Identify the lines that include the word "this", then copy all of them.

————

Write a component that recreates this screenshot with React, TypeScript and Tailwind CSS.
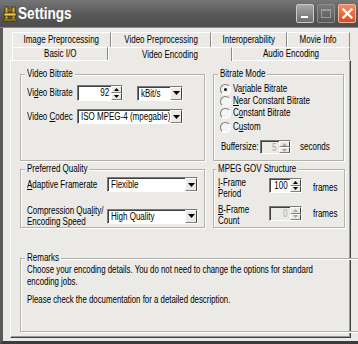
import React from 'react';

const FONT = "font-['Liberation_Sans',Arial,sans-serif]";

// the reference text is narrow (Tahoma squeezed); Liberation Sans is squeezed to match
function T({ children, o = 'origin-left', s = 'scale-x-[0.8]' }: { children: React.ReactNode; o?: string; s?: string }) {
  return <span className={`inline-block whitespace-nowrap ${o} ${s}`}>{children}</span>;
}

function Arrow({ up = false, disabled = false }: { up?: boolean; disabled?: boolean }) {
  return (
    <svg width="5" height="3" viewBox="0 0 5 3" className="block">
      <polygon points={up ? '0,3 5,3 2.5,0' : '0,0 5,0 2.5,3'} fill={disabled ? '#a8a8a8' : '#000'} />
    </svg>
  );
}

function Spinner({ value, w, h = 'h-[16px]', disabled = false }: { value: string; w: string; h?: string; disabled?: boolean }) {
  return (
    <div className={`flex ${w} ${h} shrink-0 border border-t-[#7a7a7a] border-l-[#7a7a7a] border-b-white border-r-white shadow-[inset_1px_1px_0_#404040] ${disabled ? 'bg-[#ebeae6] text-[#a8a8a8]' : 'bg-white'}`}>
      <div className="flex-1 flex justify-end pr-[2px] pt-[1px] leading-[12px]">
        <T o="origin-right">{value}</T>
      </div>
      <div className="w-[11px] flex flex-col">
        <div className="flex-1 flex items-center justify-center bg-[#ebeae6] border-t border-l border-t-white border-l-white border-b border-r border-b-[#808080] border-r-[#404040]">
          <Arrow up disabled={disabled} />
        </div>
        <div className="flex-1 flex items-center justify-center bg-[#ebeae6] border-t border-l border-t-white border-l-white border-b border-r border-b-[#808080] border-r-[#404040]">
          <Arrow disabled={disabled} />
        </div>
      </div>
    </div>
  );
}

function Select({ value, w }: { value: string; w: string }) {
  return (
    <div className={`flex ${w} h-[15px] shrink-0 bg-white border border-t-[#7a7a7a] border-l-[#7a7a7a] border-b-white border-r-white shadow-[inset_1px_1px_0_#404040]`}>
      <div className="flex-1 pl-[3px] leading-[13px] overflow-hidden">
        <T>{value}</T>
      </div>
      <div className="w-[12px] flex items-center justify-center bg-[#ebeae6] border-t border-l border-t-white border-l-white border-b border-r border-b-[#808080] border-r-[#404040]">
        <svg width="7" height="4" viewBox="0 0 7 4" className="block">
          <polygon points="0,0 7,0 3.5,4" fill="#000" />
        </svg>
      </div>
    </div>
  );
}

function Radio({ checked = false, children }: { checked?: boolean; children: React.ReactNode }) {
  return (
    <div className="flex items-center h-[12px]">
      <div className="w-[11px] h-[11px] shrink-0 rounded-full bg-[#f4f4f2] border border-t-[#7a7a7a] border-l-[#7a7a7a] border-b-white border-r-white flex items-center justify-center">
        {checked && <div className="w-[3px] h-[3px] rounded-full bg-black" />}
      </div>
      <span className="ml-[2px]">
        <T>{children}</T>
      </span>
    </div>
  );
}

function Group({ title, lw, className, children }: { title: string; lw: string; className: string; children: React.ReactNode }) {
  return (
    <fieldset className={`border border-[#b2b1aa] shadow-[inset_1px_1px_0_#fff,1px_1px_0_#fff] ${className}`}>
      <legend className={`-ml-[2px] px-[2px] ${lw} bg-[#ebeae6] leading-[12px] overflow-visible`}>
        <T>{title}</T>
      </legend>
      {children}
    </fieldset>
  );
}

function TitleIcon() {
  return (
    <svg width="14" height="16" viewBox="0 0 14 16" className="block">
      <rect x="2" y="1" width="3" height="14" fill="#d9b52a" stroke="#3a2c08" strokeWidth="0.8" />
      <rect x="9" y="1" width="3" height="14" fill="#d9b52a" stroke="#3a2c08" strokeWidth="0.8" />
      <rect x="1" y="7" width="12" height="3" fill="#f0d050" stroke="#3a2c08" strokeWidth="0.8" />
      <rect x="5" y="3" width="4" height="2" fill="#8a6a10" />
      <rect x="0.5" y="13" width="13" height="2" fill="#b08a18" stroke="#3a2c08" strokeWidth="0.6" />
    </svg>
  );
}

function TitleBar() {
  return (
    <div className="h-[28px] shrink-0 flex items-center pl-[3px] pr-[2px] bg-linear-to-b from-[#767676] via-[#5a5a5a] to-[#4c4c4c] border-b border-[#8a8a8a]">
      <TitleIcon />
      <span className="ml-[1px] text-white font-bold text-[17px] leading-[20px]">
        <T>Settings</T>
      </span>
      <div className="ml-auto flex gap-[3px]">
        <div className="w-[18px] h-[19px] rounded-[2px] border border-[#c9c9c9] bg-linear-to-b from-[#a8a8a8] to-[#6e6e6e] flex items-end pl-[4px] pb-[4px]">
          <div className="w-[7px] h-[2px] bg-white" />
        </div>
        <div className="w-[18px] h-[19px] rounded-[2px] border border-[#8c8c8c] bg-linear-to-b from-[#7a7a7a] to-[#5a5a5a] flex items-center justify-center">
          <div className="w-[10px] h-[9px] border border-[#9a9a9a] border-t-2" />
        </div>
        <div className="w-[18px] h-[19px] rounded-[2px] border border-[#f0b8a0] bg-linear-to-b from-[#f08c60] to-[#d84c22] flex items-center justify-center">
          <svg width="11" height="11" viewBox="0 0 11 11" className="block">
            <path d="M1.5 1.5 L9.5 9.5 M9.5 1.5 L1.5 9.5" stroke="#fff" strokeWidth="2.4" strokeLinecap="square" />
          </svg>
        </div>
      </div>
    </div>
  );
}

function Tab({ label, w, selected = false }: { label: string; w: string; selected?: boolean }) {
  return (
    <div
      className={`${w} flex items-center justify-center border-t border-l border-t-white border-l-white border-r border-r-[#8a8a8a] ${
        selected ? 'relative z-10 h-[14px] -mb-[1px] bg-[#ebeae6]' : 'h-full bg-[#ebeae6]'
      }`}
    >
      <T o="origin-center">{label}</T>
    </div>
  );
}

export default function App() {
  return (
    <div className={`w-[358px] h-[344px] flex flex-col bg-[#ebeae6] text-[10px] leading-[12px] text-black overflow-hidden ${FONT}`}>
      <TitleBar />
      <div className="flex-1 flex flex-col border-l-[3px] border-b-[3px] border-l-[#5a5a5a] border-b-[#3c3c3c] pl-[7px] pr-[7px] pt-[4px]">
        {/* tab rows */}
        <div className="flex h-[15px] pl-[2px]">
          <Tab label="Image Preprocessing" w="w-[99px]" />
          <Tab label="Video Preprocessing" w="w-[100px]" />
          <Tab label="Interoperability" w="w-[76px]" />
          <Tab label="Movie Info" w="w-[63px]" />
        </div>
        <div className="flex items-start h-[13px] pl-[2px]">
          <Tab label="Basic I/O" w="w-[96px]" />
          <Tab label="Video Encoding" w="w-[124px]" selected />
          <Tab label="Audio Encoding" w="w-[118px]" />
        </div>

        {/* tab panel */}
        <div className="h-[278px] w-[341px] border-t border-l border-t-white border-l-white border-r border-b border-r-[#404040] border-b-[#404040] shadow-[inset_-1px_-1px_0_#9a9a9a] pl-[9px] pt-[7px] flex flex-col">
          <div className="flex">
            <Group title="Video Bitrate" lw="w-[50px]" className="w-[185px] h-[93px] pl-[6px]">
              <div className="flex items-center mt-[5px]">
                <span className="w-[50px]"><T>Vi<u>d</u>eo Bitrate</T></span>
                <Spinner value="92" w="w-[46px]" />
                <div className="ml-[14px]">
                  <Select value="kBit/s" w="w-[46px]" />
                </div>
              </div>
              <div className="flex items-center mt-[8px]">
                <span className="w-[50px]"><T>Video <u>C</u>odec</T></span>
                <Select value="ISO MPEG-4 (mpegable)" w="w-[106px]" />
              </div>
            </Group>
            <Group title="Bitrate Mode" lw="w-[49px]" className="ml-[8px] w-[131px] h-[93px] pl-[6px]">
              <div className="mt-[3px]">
                <Radio checked>Va<u>r</u>iable Bitrate</Radio>
                <Radio><u>N</u>ear Constant Bitrate</Radio>
                <Radio>C<u>o</u>nstant Bitrate</Radio>
                <div className="mt-[2px]">
                  <Radio>C<u>u</u>stom</Radio>
                </div>
              </div>
              <div className="flex items-center mt-[7px] pl-[1px]">
                <span className="w-[39px]"><T>Buffersize:</T></span>
                <Spinner value="5" w="w-[31px]" h="h-[14px]" disabled />
                <span className="ml-[9px]"><T>seconds</T></span>
              </div>
            </Group>
          </div>

          <div className="flex mt-[2px]">
            <Group title="Preferred Quality" lw="w-[64px]" className="w-[185px] h-[65px] pl-[6px]">
              <div className="flex items-center mt-[2px]">
                <span className="w-[80px]"><T><u>A</u>daptive Framerate</T></span>
                <Select value="Flexible" w="w-[91px]" />
              </div>
              <div className="flex items-center mt-[13px]">
                <span className="w-[80px] leading-[11px]"><T>Compression Qua<u>l</u>ity/<br />Encoding Speed</T></span>
                <Select value="High Quality" w="w-[91px]" />
              </div>
            </Group>
            <Group title="MPEG GOV Structure" lw="w-[82px]" className="ml-[8px] w-[131px] h-[65px] pl-[4px]">
              <div className="flex items-start mt-[2px]">
                <span className="w-[51px] leading-[11px]"><T><u>I</u>-Frame<br />Period</T></span>
                <div className="mt-[1px]">
                  <Spinner value="100" w="w-[33px]" h="h-[15px]" />
                </div>
                <span className="ml-[11px] mt-[5px]"><T>frames</T></span>
              </div>
              <div className="flex items-start mt-[5px]">
                <span className="w-[51px] leading-[11px]"><T><u>B</u>-Frame<br />Count</T></span>
                <div className="mt-[2px]">
                  <Spinner value="0" w="w-[33px]" h="h-[15px]" disabled />
                </div>
                <span className="ml-[11px] mt-[4px]"><T>frames</T></span>
              </div>
            </Group>
          </div>

          <Group title="Remarks" lw="w-[36px]" className="mt-[24px] w-[322px] h-[80px] pl-[6px] pr-[3px]">
            <div className="flex">
              <div className="flex-1 leading-[11.5px] overflow-hidden">
                <T s="scale-x-[0.785]">
                  Choose your encoding details. You do not need to change the options for standard<br />encoding jobs.
                </T>
                <div className="mt-[7px]">
                  <T s="scale-x-[0.785]">Please check the documentation for a detailed description.</T>
                </div>
              </div>
              <div className="w-[13px] h-[62px] shrink-0 flex flex-col justify-between bg-[#efeeea]">
                <div className="h-[13px] flex items-center justify-center border border-[#d8d7d0] bg-[#f2f1ed]">
                  <svg width="7" height="4" viewBox="0 0 7 4" className="block"><path d="M0.5 3.5 L3.5 0.5 L6.5 3.5" stroke="#b8b8b8" fill="none" /></svg>
                </div>
                <div className="h-[13px] flex items-center justify-center border border-[#d8d7d0] bg-[#f2f1ed]">
                  <svg width="7" height="4" viewBox="0 0 7 4" className="block"><path d="M0.5 0.5 L3.5 3.5 L6.5 0.5" stroke="#b8b8b8" fill="none" /></svg>
                </div>
              </div>
            </div>
          </Group>
        </div>
      </div>
    </div>
  );
}
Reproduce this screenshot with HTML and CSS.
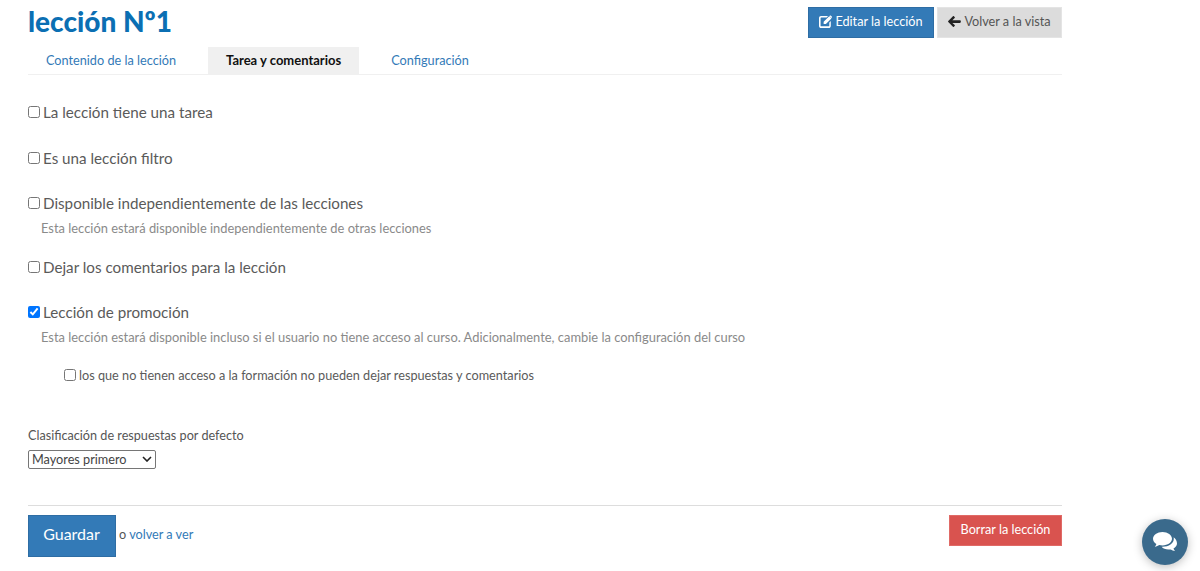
FILE: index.html
```html
<!DOCTYPE html>
<html lang="es">
<head>
<meta charset="utf-8">
<title>lección Nº1</title>
<link rel="stylesheet" href="styles.css">
</head>
<body>
<main class="page">
  <header class="head">
    <h1 class="title">lección Nº1</h1>
    <div class="head-actions">
      <a class="btn btn-blue" href="#"><svg class="ico" viewBox="0 0 14 14" width="13" height="13"><path fill="#fff" d="M2.2 1.2h7.6l-1.6 1.6H2.4c-.4 0-.7.3-.7.7v8c0 .4.3.7.7.7h8c.4 0 .7-.3.7-.7V8l1.6-1.6v5.4c0 1.2-1 2.2-2.2 2.2H2.200c-1.200 0-2.200-1-2.200-2.200V3.400c0-1.200 1-2.200 2.200-2.200z"/><path fill="#fff" d="M5 7.400 11 1.400l2.400 2.400-6 6H5zM11.700.7c.3-.3.800-.3 1.100 0l1 1c.3.3.3.800 0 1.100l-.5.500-2.100-2.100z"/></svg>Editar la lección</a>
      <a class="btn btn-grey" href="#"><svg class="ico" viewBox="0 0 14 12" width="13" height="11"><path fill="#222" d="M6.300.3 7.200 1.200c.3.300.3.700 0 1L4.700 4.500h8.300c.5 0 .9.400.9.900v1.200c0 .5-.4.900-.9.900H4.700l2.500 2.300c.3.300.3.700 0 1l-.9.900c-.3.300-.7.300-1 0L.2 6.500c-.3-.3-.3-.7 0-1L5.300.3c.3-.3.7-.3 1 0z"/></svg>Volver a la vista</a>
    </div>
  </header>
  <nav class="tabs">
    <a class="tab" href="#">Contenido de la lección</a>
    <a class="tab tab-active" href="#">Tarea y comentarios</a>
    <a class="tab" href="#">Configuración</a>
  </nav>
  <form class="form">
    <div class="field"><label class="check"><input type="checkbox">La lección tiene una tarea</label></div>
    <div class="field"><label class="check"><input type="checkbox">Es una lección filtro</label></div>
    <div class="field field-hint">
      <label class="check"><input type="checkbox">Disponible independientemente de las lecciones</label>
      <p class="hint">Esta lección estará disponible independientemente de otras lecciones</p>
    </div>
    <div class="field"><label class="check"><input type="checkbox">Dejar los comentarios para la lección</label></div>
    <div class="field field-tall">
      <label class="check"><input type="checkbox" checked>Lección de promoción</label>
      <p class="hint">Esta lección estará disponible incluso si el usuario no tiene acceso al curso. Adicionalmente, cambie la configuración del curso</p>
      <label class="check check-sub"><input type="checkbox">los que no tienen acceso a la formación no pueden dejar respuestas y comentarios</label>
    </div>
    <div class="sort">
      <label class="sort-label" for="sort">Clasificación de respuestas por defecto</label>
      <select id="sort" class="select"><option>Mayores primero</option></select>
    </div>
    <footer class="foot">
      <div class="foot-left">
        <button type="button" class="save">Guardar</button>
        <span class="alt">o <a href="#">volver a ver</a></span>
      </div>
      <a class="btn btn-red" href="#">Borrar la lección</a>
    </footer>
  </form>
</main>
<a class="chat" href="#" aria-label="Chat"><svg viewBox="0 0 24 20" width="24" height="20"><path fill="#fff" d="M9.500 0C4.300 0 0 3 0 6.800c0 2.100 1.300 4 3.400 5.300-.3 1-.9 1.900-1.600 2.600 1.700-.2 3.300-.8 4.500-1.700 1 .3 2.100.4 3.200.4 5.200 0 9.500-3 9.500-6.600S14.700 0 9.500 0z"/><path fill="#fff" d="M20.600 5.200c.1.500.2 1 .2 1.600 0 4.600-5 8-11.300 8h-.9c1.400 1.700 4 2.800 6.900 2.800.8 0 1.500-.1 2.200-.2 1.200.9 2.700 1.400 4.300 1.600-.7-.7-1.200-1.500-1.500-2.500 2.100-1.100 3.500-3 3.500-5 0-2.600-1.300-4.900-3.400-6.300z"/></svg></a>
</body>
</html>
```
FILE: styles.css
```css
* { box-sizing: border-box; }
html, body { margin: 0; padding: 0; }
body {
  height: 571px;
  overflow: hidden;
  background: #fff;
  color: #555;
  font-family: Lato, "Liberation Sans", sans-serif;
  font-size: 13px;
}
a { text-decoration: none; color: #337ab7; }
.page { width: 1034px; margin-left: 28px; }
.head {
  height: 47px;
  padding-top: 7px;
  display: flex;
  justify-content: space-between;
  align-items: flex-start;
}
.title {
  margin: 0;
  color: #0b6fb3;
  font-size: 28px;
  line-height: 28px;
  font-weight: 900;
}
.head-actions { display: flex; gap: 3px; }
.btn {
  display: inline-flex;
  align-items: center;
  justify-content: center;
  height: 31px;
  padding-bottom: 3px;
  font-size: 12.700px;
  border: 1px solid transparent;
}
.ico { margin-right: 3px; }
.btn-blue { width: 126px; background: #337ab7; border-color: #2e6da4; color: #fff; }
.btn-grey { width: 125px; background: #dcdcdc; border-color: #e4e4e4; color: #555; }
.btn-red { width: 113px; background: #d9534f; border-color: #e06a66; color: #fff; }
.tabs {
  display: flex;
  height: 28px;
  border-bottom: 1px solid #f0f0f0;
}
.tab {
  height: 28px;
  padding: 0 18px;
  font-size: 12.700px;
  line-height: 27px;
}
.tab-active {
  margin-left: 14px;
  margin-right: 14px;
  font-size: 13px;
  background: #f0f0f0;
  color: #111;
  font-weight: 700;
}
.form { padding-top: 26px; }
.field { height: 45.500px; }
.field-hint { height: 63.800px; }
.field-tall { height: 125.500px; }
.check {
  display: flex;
  align-items: center;
  font-size: 15.200px;
  line-height: 22px;
  color: #5a5a5a;
}
.check input {
  width: 12px;
  height: 12px;
  margin: 0 3px 0 0;
  accent-color: #0075ff;
}
.hint {
  margin: 5px 0 0 13px;
  font-size: 12.900px;
  line-height: 18px;
  color: #8a8a8a;
}
.check-sub {
  margin: 17.500px 0 0 36px;
  font-size: 12.700px;
}
.sort { display: flex; flex-direction: column; align-items: flex-start; }
.sort-label { font-size: 12.650px; line-height: 18px; margin-bottom: 5px; }
.select {
  appearance: none;
  width: 128px;
  height: 19px;
  padding: 0 0 1px 3px;
  font-family: inherit;
  font-size: 12.700px;
  color: #444;
  background: #fff url("data:image/svg+xml,%3Csvg xmlns='http://www.w3.org/2000/svg' width='10' height='6'%3E%3Cpath d='M1 1l4 4 4-4' fill='none' stroke='%23222' stroke-width='1.600'/%3E%3C/svg%3E") no-repeat right 3.500px center;
  border: 1px solid #767676;
  border-radius: 2px;
}
.foot {
  margin-top: 36px;
  padding-top: 9px;
  border-top: 1px solid #ddd;
  display: flex;
  justify-content: space-between;
  align-items: flex-start;
}
.foot-left { display: flex; align-items: center; }
.save {
  width: 88px;
  height: 42px;
  padding: 0 1px 4px 0;
  background: #337ab7;
  border: 1px solid #2e6da4;
  color: #fff;
  font-family: inherit;
  font-size: 16px;
}
.alt { margin: -4px 0 0 3px; font-size: 12.700px; color: #555; }
.chat {
  position: absolute;
  left: 1142px;
  top: 519px;
  width: 46px;
  height: 46px;
  border-radius: 50%;
  background: #3a6a8c;
  box-shadow: 0 2px 10px rgba(0,0,0,.25);
  display: flex;
  align-items: center;
  justify-content: center;
}
```
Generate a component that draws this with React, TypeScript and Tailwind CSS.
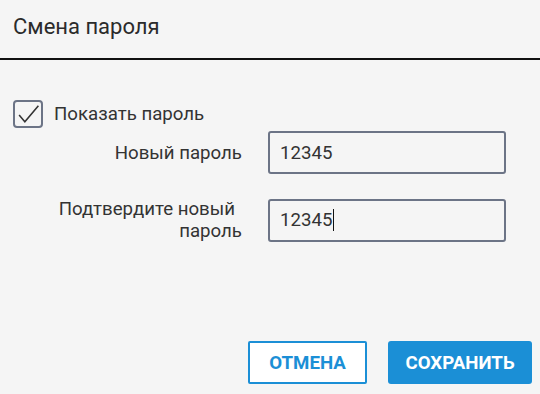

————

**Correct result**
Write a component that recreates this screenshot with React, TypeScript and Tailwind CSS.
Reproduce this screenshot with HTML and CSS.
Generate a component that draws this with React, TypeScript and Tailwind CSS.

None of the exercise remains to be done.